I read this book last fall. my first Stephen King book besides "It" which I read when I was a teen and have no memory of. I Loved this book! My favorite thing about it was how much I came to love Johnny's character 🥹. Immediately read Salem's Lot after this one and that was good too but I think I enjoyed Dead Zone a bit more. Def interested in checking out the films.
Daniela wrote: "GT wrote: "Daniela wrote: "I just started this book three days ago and I'm loving it!"That's AWESOME!! Many, many horror filled hours ahead for you reading SK. Just remember, they are only books. Clowns don't hang out in sewers, gypsies can't put you on a diet and dead pets don't come back to life. hehehe
Gonna add you as a friend, if you don't mind.
To preface...I'm not overtly trying to spoil anything. But I wouldn't read my comment if you haven't read it yet. I would proceed with caution. This was the last book I completed before I have started with Pet Semetary. My favorite thus far. What really stuck with me about The Dead Zone is how quiet it is. This book is not trying to scare you. It is not flashy and it does not build toward big horror moments. It just keeps putting weight on one person and watching what that does to him.
Johnny’s ability never feels like a gift. It feels like something that steals his life in pieces. He wakes up and the world has already moved on without him. People have made choices. Relationships are gone. Futures are closed. Even when he is right, it does not help him get any of that back.

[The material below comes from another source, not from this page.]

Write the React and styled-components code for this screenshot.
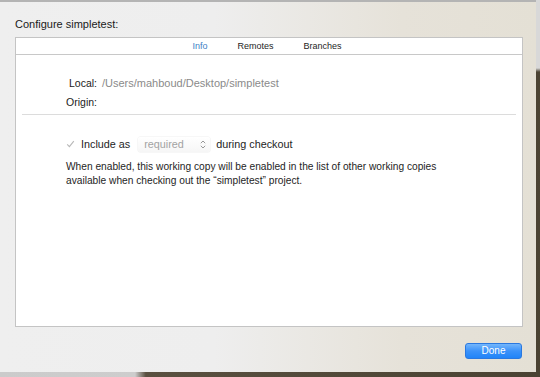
import React from 'react'
import styled, { createGlobalStyle } from 'styled-components'

const GlobalStyle = createGlobalStyle`
  html, body {
    margin: 0;
    padding: 0;
  }
  body {
    font-family: "Liberation Sans", Arial, sans-serif;
    -webkit-font-smoothing: antialiased;
  }
`

const Desktop = styled.div`
  width: 540px;
  height: 377px;
  overflow: hidden;
  display: flex;
  flex-direction: column;
  background:
    linear-gradient(to right, #cbcbcb 0%, #cdcdcd 25%, #5a5040 27%, #4a4232 100%) bottom / 100% 5px no-repeat,
    linear-gradient(to bottom, #d8d8d8 0px, #d8d8d8 68px, #4c4434 72px, #4a4232 100%);
`

const Sheet = styled.div`
  width: 536px;
  height: 372px;
  box-sizing: border-box;
  border-top: 2px solid #b4b4b4;
  background: linear-gradient(to right, #efefef 0%, #eeeeee 40%, #e6e2d9 75%, #e4e0d5 100%);
  display: flex;
  flex-direction: column;
  padding: 14px 14px 0 15px;
`

const Title = styled.div`
  font-size: 11px;
  color: #1a1a1a;
  height: 21px;
  line-height: 16px;
`

const Panel = styled.div`
  width: 508px;
  height: 290px;
  box-sizing: border-box;
  background: #fff;
  border: 1px solid #c4c4c4;
  display: flex;
  flex-direction: column;
`

const TabBar = styled.div`
  height: 16px;
  border-bottom: 1px solid #c8c8c8;
  display: flex;
  justify-content: center;
  align-items: center;
  padding-right: 4px;
`

const Tab = styled.div`
  font-size: 9px;
  padding: 0 15px;
  color: ${p => (p.$active ? '#3f7fc6' : '#1e1e1e')};
`

const Info = styled.div`
  display: grid;
  grid-template-columns: 81px 1fr;
  column-gap: 5px;
  row-gap: 8px;
  padding: 23px 0 0 0;
  font-size: 10.5px;
`

const Label = styled.div`
  text-align: right;
  color: #222;
  line-height: 11px;
`

const Value = styled.div`
  color: #8a8a8a;
  font-size: 11px;
  line-height: 11px;
`

const Separator = styled.div`
  height: 1px;
  background: #dcdcdc;
  margin: 6px 6px 0 6px;
`

const Options = styled.div`
  padding: 22px 0 0 50px;
  display: flex;
  flex-direction: column;
  gap: 9px;
  color: #1e1e1e;
`

const CheckRow = styled.div`
  display: flex;
  align-items: center;
  height: 14px;
  font-size: 10.8px;
`

const Check = styled.span`
  width: 13px;
  display: inline-flex;
  align-items: center;
  margin-right: 2px;
`

const Popup = styled.div`
  display: flex;
  align-items: center;
  justify-content: space-between;
  width: 72px;
  height: 15px;
  margin: 0 6px 0 8px;
  padding: 0 4px 0 6px;
  box-sizing: border-box;
  background: linear-gradient(#ffffff, #f6f6f6);
  border-radius: 2px;
  box-shadow: 0 0 0 0.5px #f0f0f0;
  color: #a3a3a3;
`

const Description = styled.div`
  font-size: 10.2px;
  line-height: 14px;
`

const Footer = styled.div`
  flex: 1;
  display: flex;
  justify-content: flex-end;
  align-items: flex-start;
  padding-top: 16px;
`

const DoneButton = styled.button`
  width: 57px;
  height: 16px;
  border: 1px solid #2a78e0;
  border-radius: 3px;
  background: linear-gradient(#74b6fb, #3b92fa 50%, #2184f8);
  color: #fff;
  font-family: "Liberation Sans", Arial, sans-serif;
  font-size: 10px;
  padding: 0;
  line-height: 14px;
`

const Chevrons = () => (
  <svg width="6" height="9" viewBox="0 0 6 9">
    <path d="M0.8 3.2 L3 1 L5.2 3.2 M0.8 5.8 L3 8 L5.2 5.8" fill="none" stroke="#8c8c8c" strokeWidth="0.9" />
  </svg>
)

const CheckMark = () => (
  <svg width="9" height="8" viewBox="0 0 9 8">
    <path d="M1.2 4.4 L3.4 6.6 L7.8 1.2" fill="none" stroke="#b8b8b8" strokeWidth="1.1" />
  </svg>
)

export default function App () {
  return (
    <>
      <GlobalStyle />
      <Desktop>
        <Sheet>
          <Title>Configure simpletest:</Title>
          <Panel>
            <TabBar>
              <Tab $active>Info</Tab>
              <Tab>Remotes</Tab>
              <Tab>Branches</Tab>
            </TabBar>
            <Info>
              <Label>Local:</Label>
              <Value>/Users/mahboud/Desktop/simpletest</Value>
              <Label>Origin:</Label>
              <Value />
            </Info>
            <Separator />
            <Options>
              <CheckRow>
                <Check><CheckMark /></Check>
                Include as
                <Popup>required<Chevrons /></Popup>
                during checkout
              </CheckRow>
              <Description>
                When enabled, this working copy will be enabled in the list of other working copies
                <br />
                available when checking out the “simpletest” project.
              </Description>
            </Options>
          </Panel>
          <Footer>
            <DoneButton>Done</DoneButton>
          </Footer>
        </Sheet>
      </Desktop>
    </>
  )
}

The hard part of the book is the choice he is forced into. Knowing the future does not make things clearer. It makes them heavier. There is no clean answer. Doing nothing feels wrong. Acting feels wrong too. Johnny is not saving the world in a heroic way. He is deciding how much of himself he is willing to lose to stop something worse.
Stillson works because he feels real. He is not some exaggerated villain. He is loud, rewarded for bad behavior, and surrounded by people who excuse it because it benefits them. That makes the situation uncomfortable in a very grounded way. This does not feel like a fantasy problem. It feels like something that could actually happen (honestly....I'm looking right at someone but don't want to get too political).

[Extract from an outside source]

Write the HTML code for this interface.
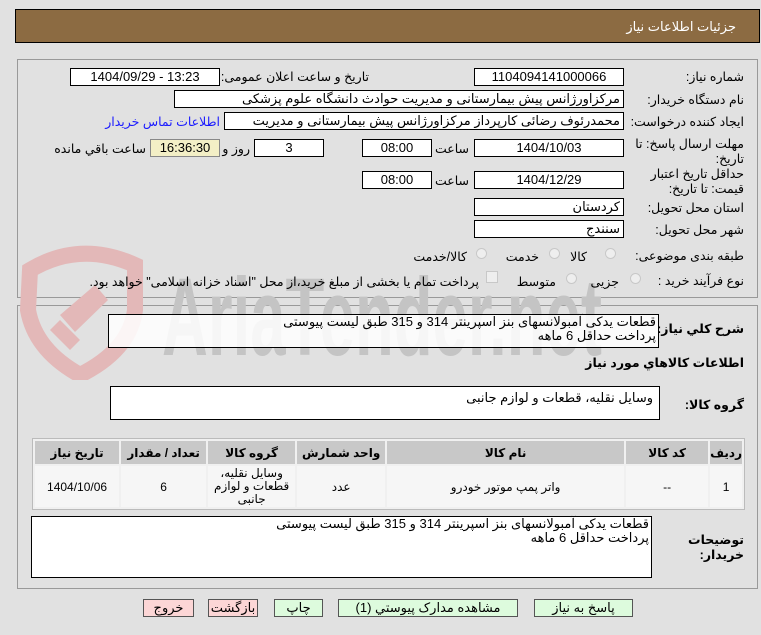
<!DOCTYPE html>
<html><head><meta charset="utf-8"><style>
body{margin:0;width:761px;height:635px;background:#e1e1e1;font-family:"Liberation Sans","DejaVu Sans",sans-serif;font-size:12px;color:#000;position:relative;overflow:hidden}
.a{position:absolute;white-space:nowrap}
.b{position:absolute;background:#fff;border:1px solid #000;box-sizing:border-box;text-align:center;line-height:16px;font-size:13px}
.l{position:absolute;direction:rtl;text-align:right;white-space:nowrap;font-size:12.5px}
.r{position:absolute;width:11px;height:11px;border-radius:50%;border:1px solid #c8c8c8;background:#eee;box-sizing:border-box}
.btn{position:absolute;top:599px;height:18px;border:1px solid #555;box-sizing:border-box;text-align:center;line-height:16px;font-size:13px}
table{border-collapse:separate;border-spacing:2px;position:absolute;left:32px;top:438px;width:713px;background:#f0f0f0;border:1px solid #bbb;direction:rtl}
th{background:#c8c8c8;height:23px;font-size:12px;font-weight:bold;padding:0}
td{background:#f6f6f6;height:41px;text-align:center;font-size:12px;padding:0}
</style></head><body>
<div class="a" style="left:15px;top:9px;width:745px;height:34px;background:#8c6b42;border:1px solid #000;box-sizing:border-box"></div>
<div class="l" style="right:25px;top:19px;color:#fff;font-size:13px">جزئیات اطلاعات نیاز</div>
<div class="a" style="left:17px;top:59px;width:741px;height:239px;border:1px solid #999;box-sizing:border-box"></div>
<div class="a" style="left:17px;top:305px;width:741px;height:284px;border:1px solid #999;box-sizing:border-box"></div>
<svg class="a" style="left:0;top:240px" width="620" height="140">
<path d="M30 30 Q80 0 135 25 L135 70 Q130 110 80 135 Q35 110 28 70 Z" fill="none" stroke="#e3b8b8" stroke-width="16"/>
<path d="M60 75 L95 45 L108 60 L75 92 Z M50 90 L70 110 L80 100 L60 80Z" fill="#e3b8b8"/>
<text x="162" y="115" font-size="110" font-weight="bold" fill="#c4c4c4" font-family="Liberation Sans" textLength="440" lengthAdjust="spacingAndGlyphs">AriaTender.net</text>
</svg>
<div class="l" style="right:17px;top:69px">شماره نیاز:</div>
<div class="b" style="left:474px;top:68px;width:150px;height:18px">1104094141000066</div>
<div class="l" style="right:392px;top:69px">تاریخ و ساعت اعلان عمومی:</div>
<div class="b" style="left:70px;top:68px;width:150px;height:18px">1404/09/29 - 13:23</div>
<div class="l" style="right:17px;top:92px">نام دستگاه خریدار:</div>
<div class="b" style="left:174px;top:90px;width:450px;height:18px;text-align:right;padding-right:3px;direction:rtl">مرکزاورژانس پیش بیمارستانی و مدیریت حوادث دانشگاه علوم پزشکی</div>
<div class="l" style="right:17px;top:114px">ایجاد کننده درخواست:</div>
<div class="b" style="left:224px;top:112px;width:400px;height:18px;text-align:right;padding-right:3px;direction:rtl;overflow:hidden">محمدرئوف رضائی کارپرداز مرکزاورژانس پیش بیمارستانی و مدیریت حوادث دانشگاه</div>
<div class="l" style="right:541px;top:114px;color:#1a1aff">اطلاعات تماس خریدار</div>
<div class="l" style="right:17px;top:137px;line-height:15px">مهلت ارسال پاسخ: تا<br>تاریخ:</div>
<div class="b" style="left:474px;top:139px;width:150px;height:18px">1404/10/03</div>
<div class="l" style="right:292px;top:141px">ساعت</div>
<div class="b" style="left:362px;top:139px;width:70px;height:18px">08:00</div>
<div class="b" style="left:254px;top:139px;width:70px;height:18px">3</div>
<div class="l" style="right:511px;top:141px">روز و</div>
<div class="b" style="left:150px;top:139px;width:70px;height:18px;background:#f3efc6;border-color:#888">16:36:30</div>
<div class="l" style="right:615px;top:141px">ساعت باقي مانده</div>
<div class="l" style="right:17px;top:167px;line-height:15px">حداقل تاریخ اعتبار<br>قیمت: تا تاریخ:</div>
<div class="b" style="left:474px;top:171px;width:150px;height:18px">1404/12/29</div>
<div class="l" style="right:292px;top:173px">ساعت</div>
<div class="b" style="left:362px;top:171px;width:70px;height:18px">08:00</div>
<div class="l" style="right:17px;top:200px">استان محل تحویل:</div>
<div class="b" style="left:474px;top:198px;width:150px;height:18px;text-align:right;padding-right:3px">کردستان</div>
<div class="l" style="right:17px;top:222px">شهر محل تحویل:</div>
<div class="b" style="left:474px;top:220px;width:150px;height:18px;text-align:right;padding-right:3px">سنندج</div>
<div class="l" style="right:17px;top:248px">طبقه بندی موضوعی:</div>
<div class="r" style="left:605px;top:248px"></div><div class="l" style="right:174px;top:249px">کالا</div>
<div class="r" style="left:549px;top:248px"></div><div class="l" style="right:222px;top:249px">خدمت</div>
<div class="r" style="left:476px;top:248px"></div><div class="l" style="right:294px;top:249px">کالا/خدمت</div>
<div class="l" style="right:17px;top:273px">نوع فرآیند خرید :</div>
<div class="r" style="left:630px;top:273px"></div><div class="l" style="right:142px;top:274px">جزیی</div>
<div class="r" style="left:566px;top:273px"></div><div class="l" style="right:205px;top:274px">متوسط</div>
<div class="a" style="left:486px;top:271px;width:12px;height:12px;border:1px solid #c8c8c8;background:#eee;box-sizing:border-box"></div>
<div class="l" style="right:282px;top:274px">پرداخت تمام یا بخشی از مبلغ خرید،از محل "اسناد خزانه اسلامی" خواهد بود.</div>
<div class="l" style="right:17px;top:321px;font-weight:bold">شرح کلي نياز:</div>
<div class="b" style="left:108px;top:314px;width:551px;height:34px;background:rgba(255,255,255,.85);text-align:right;padding-right:2px;line-height:14px;direction:rtl">قطعات یدکی آمبولانسهای بنز اسپرینتر 314 و 315 طبق لیست پیوستی<br>پرداخت حداقل 6 ماهه</div>
<div class="l" style="right:17px;top:355px;font-weight:bold">اطلاعات کالاهاي مورد نياز</div>
<div class="l" style="right:17px;top:397px;font-weight:bold">گروه کالا:</div>
<div class="b" style="left:110px;top:386px;width:550px;height:34px;text-align:right;padding-right:6px;padding-top:3px;direction:rtl">وسایل نقلیه، قطعات و لوازم جانبی</div>
<table><tr><th style="width:27px">ردیف</th><th style="width:82px">کد کالا</th><th style="width:237px">نام کالا</th><th style="width:88px">واحد شمارش</th><th style="width:87px">گروه کالا</th><th style="width:85px">تعداد / مقدار</th><th>تاریخ نیاز</th></tr>
<tr><td>1</td><td>--</td><td>واتر پمپ موتور خودرو</td><td>عدد</td><td style="line-height:13px">وسایل نقلیه،<br>قطعات و لوازم<br>جانبی</td><td>6</td><td>1404/10/06</td></tr></table>
<div class="l" style="right:17px;top:533px;font-weight:bold;line-height:15px">توضیحات<br>خریدار:</div>
<div class="b" style="left:31px;top:516px;width:621px;height:62px;text-align:right;padding-right:2px;line-height:14px;direction:rtl">قطعات یدکی آمبولانسهای بنز اسپرینتر 314 و 315 طبق لیست پیوستی<br>پرداخت حداقل 6 ماهه</div>
<div class="btn" style="left:143px;width:51px;background:#fcd6d6">خروج</div>
<div class="btn" style="left:208px;width:50px;background:#fcd6d6">بازگشت</div>
<div class="btn" style="left:274px;width:49px;background:#ddfbdd">چاپ</div>
<div class="btn" style="left:338px;width:180px;background:#ddfbdd">مشاهده مدارک پیوستي (1)</div>
<div class="btn" style="left:534px;width:99px;background:#ddfbdd">پاسخ به نیاز</div>
</body></html>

What I appreciate is that the book does not try to comfort you. There is no sense that the universe steps in to balance things out. Fate does not help. It just resists. If anything gets fixed, it is because someone paid for it personally.
For me, The Dead Zone ends up feeling less like horror and more like a tragedy about responsibility. Knowing the right thing to do does not protect you. Being right does not mean you get to be okay afterward.
It is a restrained book, but that restraint feels intentional. It sits with you instead of jumping out at you. And honestly, that makes it one of the more unsettling things King has written, even without trying to be scary.
This has never been my favorite book, but this read is going better (although the prologue still leaves a bitter taste in my mouth). This book emphasizes King's story-telling ability, and his character development.